Appreciate that reality is extremely complicated and that no one has the market on truth cornered.
Recognize that while our reality may be right, the other person’s reality likely also has some parts of it that we can, if we listen with an open mind and heart, recognize as being right, too.
Work towards the creation of a shared reality that embodies elements of each party’s experience. For example, you might invite the other person to join in generating a reasonable shared reality by asking: “Would you be willing to talk it through so we can understand each other better and understand this event from both sides?”
Experiencing divergent realities is unsettling and even threatening. But rather than give in to the instinct to double down on our own reality or end relationships, we can instead begin to appreciate differing realities as a natural byproduct of life's complexity. We can open ourselves to connect–even with those whose reality differs from our own.
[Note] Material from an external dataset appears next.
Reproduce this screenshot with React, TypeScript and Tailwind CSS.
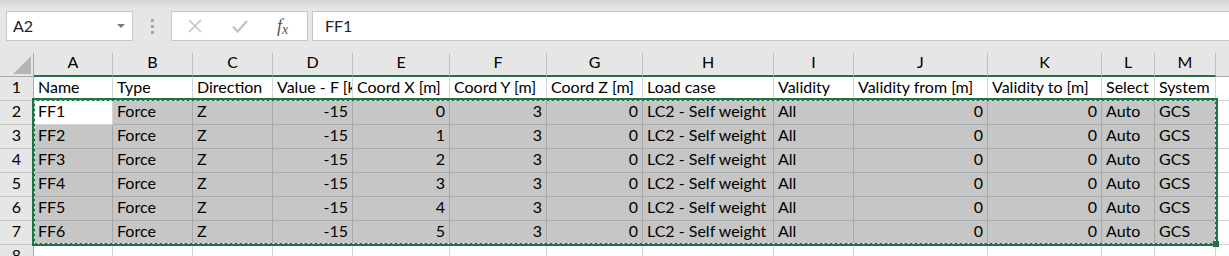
import React from 'react'

const cols = [
  { key: 'A', w: 'w-[79px]', right: false },
  { key: 'B', w: 'w-[80px]', right: false },
  { key: 'C', w: 'w-[80px]', right: false },
  { key: 'D', w: 'w-[80px]', right: true },
  { key: 'E', w: 'w-[97px]', right: true },
  { key: 'F', w: 'w-[97px]', right: true },
  { key: 'G', w: 'w-[96px]', right: true },
  { key: 'H', w: 'w-[131px]', right: false },
  { key: 'I', w: 'w-[80px]', right: false },
  { key: 'J', w: 'w-[134px]', right: true },
  { key: 'K', w: 'w-[114px]', right: true },
  { key: 'L', w: 'w-[53px]', right: false },
  { key: 'M', w: 'w-[61px]', right: false },
]

const header = [
  'Name', 'Type', 'Direction', 'Value - F [kN]', 'Coord X [m]', 'Coord Y [m]', 'Coord Z [m]',
  'Load case', 'Validity', 'Validity from [m]', 'Validity to [m]', 'Select', 'System',
]

const rows = [0, 1, 2, 3, 4, 5].map((i) => [
  `FF${i + 1}`, 'Force', 'Z', '-15', String(i), '3', '0', 'LC2 - Self weight', 'All', '0', '0', 'Auto', 'GCS',
])

function Toolbar() {
  return (
    <div className="h-[53px] bg-[linear-gradient(to_bottom,#d4d4d4_0px,#e6e6e6_9px)] flex items-start pt-[11px] pl-[6px]">
      <div className="w-[127px] h-[30px] bg-white border border-[#c6c6c6] flex items-center pl-[6px] pr-[7px]">
        <span className="text-[16px] text-[#222]">A2</span>
        <svg className="ml-auto" width="8" height="4" viewBox="0 0 8 4">
          <path d="M0 0h8L4 4z" fill="#7a7a7a" />
        </svg>
      </div>
      <div className="w-[38px] h-[30px] flex flex-col items-center justify-center gap-[3px]">
        <div className="w-[3px] h-[3px] bg-[#a8a8a8]" />
        <div className="w-[3px] h-[3px] bg-[#a8a8a8]" />
        <div className="w-[3px] h-[3px] bg-[#a8a8a8]" />
      </div>
      <div className="w-[137px] h-[30px] bg-white border border-[#c6c6c6] flex items-center">
        <svg className="ml-[16px]" width="14" height="14" viewBox="0 0 14 14">
          <path d="M1 1l12 12M13 1L1 13" stroke="#c4c4c4" strokeWidth="1.6" />
        </svg>
        <svg className="ml-[30px]" width="16" height="13" viewBox="0 0 16 13">
          <path d="M1 6.5l4.5 5L15 1" stroke="#c4c4c4" strokeWidth="2.4" fill="none" />
        </svg>
        <span className="ml-[29px] font-['Liberation_Serif'] italic text-[#555] text-[18px] leading-none">
          f<span className="text-[14px] relative top-[2px]">x</span>
        </span>
      </div>
      <div className="ml-[4px] flex-1 h-[30px] bg-white border border-[#c6c6c6] border-r-0 flex items-center pl-[12px]">
        <span className="text-[16px] text-[#222]">FF1</span>
      </div>
    </div>
  )
}

function HeaderRow() {
  return (
    <div className="flex h-[24px]">
      <div className="w-[34px] shrink-0 bg-[#e6e6e6] border-r border-b border-[#ababab] relative">
        <svg className="absolute right-[2px] bottom-[2px]" width="18" height="18" viewBox="0 0 18 18">
          <path d="M18 0V18H0z" fill="#b5b5b5" />
        </svg>
      </div>
      {cols.map((c) => (
        <div
          key={c.key}
          className={`${c.w} shrink-0 bg-[#e6e6e6] border-r border-r-[#c0c0c0] border-b-2 border-b-[#217346] flex items-end justify-center pb-[1px] text-[16px] text-black`}
        >
          {c.key}
        </div>
      ))}
      <div className="flex-1 bg-[#e6e6e6] border-b border-[#ababab]" />
    </div>
  )
}

function Row({ n, cells }: { n: number; cells: string[] | null }) {
  return (
    <div className="flex h-[24px]">
      <div className="w-[34px] shrink-0 bg-[#e6e6e6] border-r border-b border-[#ababab] border-b-[#c6c6c6] flex items-end justify-center pb-[1px] text-[16px] text-black">
        {n}
      </div>
      {cols.map((c, i) => {
        const content = cells ? cells[i] : ''
        const selected = n >= 2 && n <= 7 && !(n === 2 && i === 0)
        const right = c.right && n !== 1
        return (
          <div
            key={c.key}
            className={`${c.w} shrink-0 border-r border-b overflow-hidden whitespace-nowrap flex items-end pb-[1px] px-[4px] text-[16px] text-black ${
              selected ? 'bg-[#c6c6c6] border-[#a8a8a8]' : 'bg-white border-[#d4d4d4]'
            } ${right ? 'justify-end' : 'justify-start'}`}
          >
            {content}
          </div>
        )
      })}
      <div className="flex-1 bg-white border-b border-[#d4d4d4]" />
    </div>
  )
}

export default function App() {
  return (
    <div className="w-[1229px] h-[256px] overflow-hidden bg-[#e6e6e6] font-['Lato',sans-serif] relative">
      <Toolbar />
      <HeaderRow />
      <Row n={1} cells={header} />
      {rows.map((r, i) => (
        <Row key={i} n={i + 2} cells={r} />
      ))}
      <Row n={8} cells={null} />
      <svg className="absolute left-[32px] top-[98px]" width="1188" height="150" viewBox="0 0 1188 150">
        <rect x="1.5" y="1.5" width="1183" height="145" fill="none" stroke="#217346" strokeWidth="3" />
        <rect x="2.5" y="2.5" width="1181" height="143" fill="none" stroke="#fff" strokeWidth="1" strokeDasharray="2 3" />
        <rect x="1181" y="143" width="6" height="6" fill="#217346" />
      </svg>
    </div>
  )
}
When you have been confronted with a reality gap, what strategies have helped?
For more on connecting with those whose realities differ from yours, check out these past newsletter posts:
How to Understand Someone You Disagree With.
Why People at Fault Rarely See it That Way.
How Do You Assess Other Peoples’ Bias?
Naomi Klein has a new-ish book out by the title of Doppelganger which I loved because it talks about differences in reality as being both the symptom, the disease, AND the cure. It’s one of these reads that makes you really think about society and your position inside of it.
When it comes to feeling like someone is trying to pull the wool over our eyes (and tell us it’s cotton. People often throw around the term “gaslighting” to describe this experience, but this is a term that has a specific meaning related to emotional abuse. I encourage readers to look into this more deeply—for example, check out this article— and be careful with these kids of words.
This article articulated well an experience I’ve had many times. In my marriage we’ve found good ways to work through it. In other relationships though, I’ve found that the desire to avoid conflict or the risks of conflict are so high that it’s hard to even get started in the process. Or it’s hard to move past other people’s defensiveness to get them engage in the process whereas in marriage it feels like we’ve already decided to make the investment.
My husband and I struggle with the reality gap in our disagreements. I am someone who is intuitive and relies on gut feelings and puts a lot of emphasis on feelings. He has reasons for being so repressed in his feelings, but he doesn’t really see that he does that and wants to stick to “facts.” He gets aggravated because there are times he views me sharing my feelings as trying to “make them the reality” when that’s not what really happened. For my part, I don’t think I am trying to make it the reality, I am trying to explain how my feelings made me interpret the same situation differently and that that is why we are not viewing the same event in the same way. My frustration at times comes from what I feel is an opposition to trying to understand how feelings can be important too. We’ve been to therapy individually for short term therapy and together but not for more than a few sessions, so I think he doesn’t really get the merits of differentiation still (i.e he still thinks decisions should be made from an analytical perspective and rely on facts rather than accepting that both our ways of making decisions have value).
Our strategies that have helped a bit include taking turns and allowing each person to share what they think the issue is, trying to understand each other’s point of view, sticking to one event and not bringing up other times something similar happened, and remembering that we both have different experiences which make us see the same things differently so that requires us to keep an open mind.
This is a difficult topic, and I commend you for tackling it!